### Data shown
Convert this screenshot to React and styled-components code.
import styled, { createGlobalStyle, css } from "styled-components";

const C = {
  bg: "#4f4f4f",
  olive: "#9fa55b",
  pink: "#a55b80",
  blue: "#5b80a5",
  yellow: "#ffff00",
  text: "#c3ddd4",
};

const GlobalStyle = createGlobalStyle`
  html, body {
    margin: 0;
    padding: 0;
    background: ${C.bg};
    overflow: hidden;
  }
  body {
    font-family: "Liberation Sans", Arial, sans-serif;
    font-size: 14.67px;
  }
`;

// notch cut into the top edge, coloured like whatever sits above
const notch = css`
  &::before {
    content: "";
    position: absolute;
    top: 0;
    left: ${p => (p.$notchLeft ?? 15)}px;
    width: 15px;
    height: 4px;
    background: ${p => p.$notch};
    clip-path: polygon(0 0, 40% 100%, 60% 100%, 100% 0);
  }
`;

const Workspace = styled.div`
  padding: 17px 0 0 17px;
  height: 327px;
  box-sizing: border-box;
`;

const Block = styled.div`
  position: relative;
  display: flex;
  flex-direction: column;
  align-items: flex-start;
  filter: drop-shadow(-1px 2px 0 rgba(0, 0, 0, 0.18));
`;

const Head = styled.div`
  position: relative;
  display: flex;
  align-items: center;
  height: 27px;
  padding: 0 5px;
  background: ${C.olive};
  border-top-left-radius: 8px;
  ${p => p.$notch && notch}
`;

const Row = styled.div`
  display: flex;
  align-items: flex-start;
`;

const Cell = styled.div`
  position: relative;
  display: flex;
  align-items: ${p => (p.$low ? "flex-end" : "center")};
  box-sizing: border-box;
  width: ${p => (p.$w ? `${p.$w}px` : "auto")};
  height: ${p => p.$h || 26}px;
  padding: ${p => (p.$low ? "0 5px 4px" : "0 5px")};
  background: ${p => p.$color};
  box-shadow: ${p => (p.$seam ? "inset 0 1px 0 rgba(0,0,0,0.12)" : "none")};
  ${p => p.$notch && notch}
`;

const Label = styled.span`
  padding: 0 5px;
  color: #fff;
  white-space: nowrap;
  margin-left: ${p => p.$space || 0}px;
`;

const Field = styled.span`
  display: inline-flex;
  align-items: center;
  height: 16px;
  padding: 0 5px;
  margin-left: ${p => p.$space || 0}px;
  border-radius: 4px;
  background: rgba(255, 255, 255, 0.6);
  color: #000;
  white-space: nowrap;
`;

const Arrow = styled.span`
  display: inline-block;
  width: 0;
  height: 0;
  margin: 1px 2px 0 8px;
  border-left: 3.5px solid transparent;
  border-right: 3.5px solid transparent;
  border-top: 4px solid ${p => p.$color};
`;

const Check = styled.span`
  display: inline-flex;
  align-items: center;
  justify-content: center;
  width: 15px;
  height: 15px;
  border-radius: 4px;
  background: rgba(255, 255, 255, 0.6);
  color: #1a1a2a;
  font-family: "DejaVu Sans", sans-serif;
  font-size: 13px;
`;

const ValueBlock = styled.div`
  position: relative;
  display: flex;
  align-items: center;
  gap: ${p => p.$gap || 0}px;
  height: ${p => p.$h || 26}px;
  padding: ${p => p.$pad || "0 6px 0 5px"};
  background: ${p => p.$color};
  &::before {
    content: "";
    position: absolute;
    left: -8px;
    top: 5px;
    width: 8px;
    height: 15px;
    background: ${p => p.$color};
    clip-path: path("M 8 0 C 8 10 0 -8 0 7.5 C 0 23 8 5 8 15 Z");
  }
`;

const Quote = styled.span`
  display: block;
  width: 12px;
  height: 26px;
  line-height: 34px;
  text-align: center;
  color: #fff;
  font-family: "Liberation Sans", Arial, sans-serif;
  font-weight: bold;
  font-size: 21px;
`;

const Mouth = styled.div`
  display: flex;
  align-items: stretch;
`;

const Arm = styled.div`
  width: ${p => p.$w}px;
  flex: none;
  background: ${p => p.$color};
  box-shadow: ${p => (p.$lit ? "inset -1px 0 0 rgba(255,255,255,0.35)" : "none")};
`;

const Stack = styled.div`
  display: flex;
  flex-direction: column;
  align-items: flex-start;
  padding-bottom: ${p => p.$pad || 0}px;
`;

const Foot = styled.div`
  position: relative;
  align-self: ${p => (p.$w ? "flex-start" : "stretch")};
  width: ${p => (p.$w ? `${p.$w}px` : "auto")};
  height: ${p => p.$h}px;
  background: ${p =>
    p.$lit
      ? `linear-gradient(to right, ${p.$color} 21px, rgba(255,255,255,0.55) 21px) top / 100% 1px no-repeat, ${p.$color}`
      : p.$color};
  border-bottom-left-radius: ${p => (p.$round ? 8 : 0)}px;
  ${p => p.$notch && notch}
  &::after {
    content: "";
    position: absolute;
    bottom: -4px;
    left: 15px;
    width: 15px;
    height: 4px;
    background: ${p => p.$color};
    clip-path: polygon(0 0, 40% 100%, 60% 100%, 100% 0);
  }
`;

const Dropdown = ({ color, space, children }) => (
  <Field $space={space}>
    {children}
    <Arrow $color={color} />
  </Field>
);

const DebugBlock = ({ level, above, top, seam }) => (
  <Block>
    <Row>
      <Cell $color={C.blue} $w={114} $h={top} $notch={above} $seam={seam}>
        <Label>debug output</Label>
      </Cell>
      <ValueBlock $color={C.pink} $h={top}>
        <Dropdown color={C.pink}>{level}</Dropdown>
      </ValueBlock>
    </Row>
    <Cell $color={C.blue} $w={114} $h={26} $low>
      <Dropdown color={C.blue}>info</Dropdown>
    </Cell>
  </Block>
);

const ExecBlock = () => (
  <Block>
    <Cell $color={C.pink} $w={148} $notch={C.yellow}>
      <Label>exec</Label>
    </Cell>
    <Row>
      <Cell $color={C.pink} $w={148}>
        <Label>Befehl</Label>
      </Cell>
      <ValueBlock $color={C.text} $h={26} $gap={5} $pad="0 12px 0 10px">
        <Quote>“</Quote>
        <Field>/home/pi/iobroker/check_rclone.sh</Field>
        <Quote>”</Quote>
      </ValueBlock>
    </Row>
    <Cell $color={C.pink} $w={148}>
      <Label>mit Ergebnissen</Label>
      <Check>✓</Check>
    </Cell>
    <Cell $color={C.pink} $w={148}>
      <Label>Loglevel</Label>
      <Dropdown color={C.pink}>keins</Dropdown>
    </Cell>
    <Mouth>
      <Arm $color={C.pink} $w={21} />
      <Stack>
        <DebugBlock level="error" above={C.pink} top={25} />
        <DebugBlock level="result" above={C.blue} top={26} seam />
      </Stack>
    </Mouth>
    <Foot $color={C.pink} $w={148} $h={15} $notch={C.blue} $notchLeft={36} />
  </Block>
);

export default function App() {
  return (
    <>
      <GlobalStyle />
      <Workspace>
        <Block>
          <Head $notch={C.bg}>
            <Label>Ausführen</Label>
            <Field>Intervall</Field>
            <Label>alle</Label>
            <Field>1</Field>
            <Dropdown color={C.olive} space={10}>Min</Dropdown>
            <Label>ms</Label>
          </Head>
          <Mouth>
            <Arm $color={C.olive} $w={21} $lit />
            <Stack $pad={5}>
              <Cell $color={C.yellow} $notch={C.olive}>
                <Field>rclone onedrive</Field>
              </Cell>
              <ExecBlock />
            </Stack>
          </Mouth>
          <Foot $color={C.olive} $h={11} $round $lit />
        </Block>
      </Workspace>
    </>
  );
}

### Instruction
Copy all of the data. Keep every word exactly as it is.

### Solution to this problem
Convert this screenshot to React and styled-components code.
import styled, { createGlobalStyle, css } from "styled-components";

const C = {
  bg: "#4f4f4f",
  olive: "#9fa55b",
  pink: "#a55b80",
  blue: "#5b80a5",
  yellow: "#ffff00",
  text: "#c3ddd4",
};

const GlobalStyle = createGlobalStyle`
  html, body {
    margin: 0;
    padding: 0;
    background: ${C.bg};
    overflow: hidden;
  }
  body {
    font-family: "Liberation Sans", Arial, sans-serif;
    font-size: 14.67px;
  }
`;

// notch cut into the top edge, coloured like whatever sits above
const notch = css`
  &::before {
    content: "";
    position: absolute;
    top: 0;
    left: ${p => (p.$notchLeft ?? 15)}px;
    width: 15px;
    height: 4px;
    background: ${p => p.$notch};
    clip-path: polygon(0 0, 40% 100%, 60% 100%, 100% 0);
  }
`;

const Workspace = styled.div`
  padding: 17px 0 0 17px;
  height: 327px;
  box-sizing: border-box;
`;

const Block = styled.div`
  position: relative;
  display: flex;
  flex-direction: column;
  align-items: flex-start;
  filter: drop-shadow(-1px 2px 0 rgba(0, 0, 0, 0.18));
`;

const Head = styled.div`
  position: relative;
  display: flex;
  align-items: center;
  height: 27px;
  padding: 0 5px;
  background: ${C.olive};
  border-top-left-radius: 8px;
  ${p => p.$notch && notch}
`;

const Row = styled.div`
  display: flex;
  align-items: flex-start;
`;

const Cell = styled.div`
  position: relative;
  display: flex;
  align-items: ${p => (p.$low ? "flex-end" : "center")};
  box-sizing: border-box;
  width: ${p => (p.$w ? `${p.$w}px` : "auto")};
  height: ${p => p.$h || 26}px;
  padding: ${p => (p.$low ? "0 5px 4px" : "0 5px")};
  background: ${p => p.$color};
  box-shadow: ${p => (p.$seam ? "inset 0 1px 0 rgba(0,0,0,0.12)" : "none")};
  ${p => p.$notch && notch}
`;

const Label = styled.span`
  padding: 0 5px;
  color: #fff;
  white-space: nowrap;
  margin-left: ${p => p.$space || 0}px;
`;

const Field = styled.span`
  display: inline-flex;
  align-items: center;
  height: 16px;
  padding: 0 5px;
  margin-left: ${p => p.$space || 0}px;
  border-radius: 4px;
  background: rgba(255, 255, 255, 0.6);
  color: #000;
  white-space: nowrap;
`;

const Arrow = styled.span`
  display: inline-block;
  width: 0;
  height: 0;
  margin: 1px 2px 0 8px;
  border-left: 3.5px solid transparent;
  border-right: 3.5px solid transparent;
  border-top: 4px solid ${p => p.$color};
`;

const Check = styled.span`
  display: inline-flex;
  align-items: center;
  justify-content: center;
  width: 15px;
  height: 15px;
  border-radius: 4px;
  background: rgba(255, 255, 255, 0.6);
  color: #1a1a2a;
  font-family: "DejaVu Sans", sans-serif;
  font-size: 13px;
`;

const ValueBlock = styled.div`
  position: relative;
  display: flex;
  align-items: center;
  gap: ${p => p.$gap || 0}px;
  height: ${p => p.$h || 26}px;
  padding: ${p => p.$pad || "0 6px 0 5px"};
  background: ${p => p.$color};
  &::before {
    content: "";
    position: absolute;
    left: -8px;
    top: 5px;
    width: 8px;
    height: 15px;
    background: ${p => p.$color};
    clip-path: path("M 8 0 C 8 10 0 -8 0 7.5 C 0 23 8 5 8 15 Z");
  }
`;

const Quote = styled.span`
  display: block;
  width: 12px;
  height: 26px;
  line-height: 34px;
  text-align: center;
  color: #fff;
  font-family: "Liberation Sans", Arial, sans-serif;
  font-weight: bold;
  font-size: 21px;
`;

const Mouth = styled.div`
  display: flex;
  align-items: stretch;
`;

const Arm = styled.div`
  width: ${p => p.$w}px;
  flex: none;
  background: ${p => p.$color};
  box-shadow: ${p => (p.$lit ? "inset -1px 0 0 rgba(255,255,255,0.35)" : "none")};
`;

const Stack = styled.div`
  display: flex;
  flex-direction: column;
  align-items: flex-start;
  padding-bottom: ${p => p.$pad || 0}px;
`;

const Foot = styled.div`
  position: relative;
  align-self: ${p => (p.$w ? "flex-start" : "stretch")};
  width: ${p => (p.$w ? `${p.$w}px` : "auto")};
  height: ${p => p.$h}px;
  background: ${p =>
    p.$lit
      ? `linear-gradient(to right, ${p.$color} 21px, rgba(255,255,255,0.55) 21px) top / 100% 1px no-repeat, ${p.$color}`
      : p.$color};
  border-bottom-left-radius: ${p => (p.$round ? 8 : 0)}px;
  ${p => p.$notch && notch}
  &::after {
    content: "";
    position: absolute;
    bottom: -4px;
    left: 15px;
    width: 15px;
    height: 4px;
    background: ${p => p.$color};
    clip-path: polygon(0 0, 40% 100%, 60% 100%, 100% 0);
  }
`;

const Dropdown = ({ color, space, children }) => (
  <Field $space={space}>
    {children}
    <Arrow $color={color} />
  </Field>
);

const DebugBlock = ({ level, above, top, seam }) => (
  <Block>
    <Row>
      <Cell $color={C.blue} $w={114} $h={top} $notch={above} $seam={seam}>
        <Label>debug output</Label>
      </Cell>
      <ValueBlock $color={C.pink} $h={top}>
        <Dropdown color={C.pink}>{level}</Dropdown>
      </ValueBlock>
    </Row>
    <Cell $color={C.blue} $w={114} $h={26} $low>
      <Dropdown color={C.blue}>info</Dropdown>
    </Cell>
  </Block>
);

const ExecBlock = () => (
  <Block>
    <Cell $color={C.pink} $w={148} $notch={C.yellow}>
      <Label>exec</Label>
    </Cell>
    <Row>
      <Cell $color={C.pink} $w={148}>
        <Label>Befehl</Label>
      </Cell>
      <ValueBlock $color={C.text} $h={26} $gap={5} $pad="0 12px 0 10px">
        <Quote>“</Quote>
        <Field>/home/pi/iobroker/check_rclone.sh</Field>
        <Quote>”</Quote>
      </ValueBlock>
    </Row>
    <Cell $color={C.pink} $w={148}>
      <Label>mit Ergebnissen</Label>
      <Check>✓</Check>
    </Cell>
    <Cell $color={C.pink} $w={148}>
      <Label>Loglevel</Label>
      <Dropdown color={C.pink}>keins</Dropdown>
    </Cell>
    <Mouth>
      <Arm $color={C.pink} $w={21} />
      <Stack>
        <DebugBlock level="error" above={C.pink} top={25} />
        <DebugBlock level="result" above={C.blue} top={26} seam />
      </Stack>
    </Mouth>
    <Foot $color={C.pink} $w={148} $h={15} $notch={C.blue} $notchLeft={36} />
  </Block>
);

export default function App() {
  return (
    <>
      <GlobalStyle />
      <Workspace>
        <Block>
          <Head $notch={C.bg}>
            <Label>Ausführen</Label>
            <Field>Intervall</Field>
            <Label>alle</Label>
            <Field>1</Field>
            <Dropdown color={C.olive} space={10}>Min</Dropdown>
            <Label>ms</Label>
          </Head>
          <Mouth>
            <Arm $color={C.olive} $w={21} $lit />
            <Stack $pad={5}>
              <Cell $color={C.yellow} $notch={C.olive}>
                <Field>rclone onedrive</Field>
              </Cell>
              <ExecBlock />
            </Stack>
          </Mouth>
          <Foot $color={C.olive} $h={11} $round $lit />
        </Block>
      </Workspace>
    </>
  );
}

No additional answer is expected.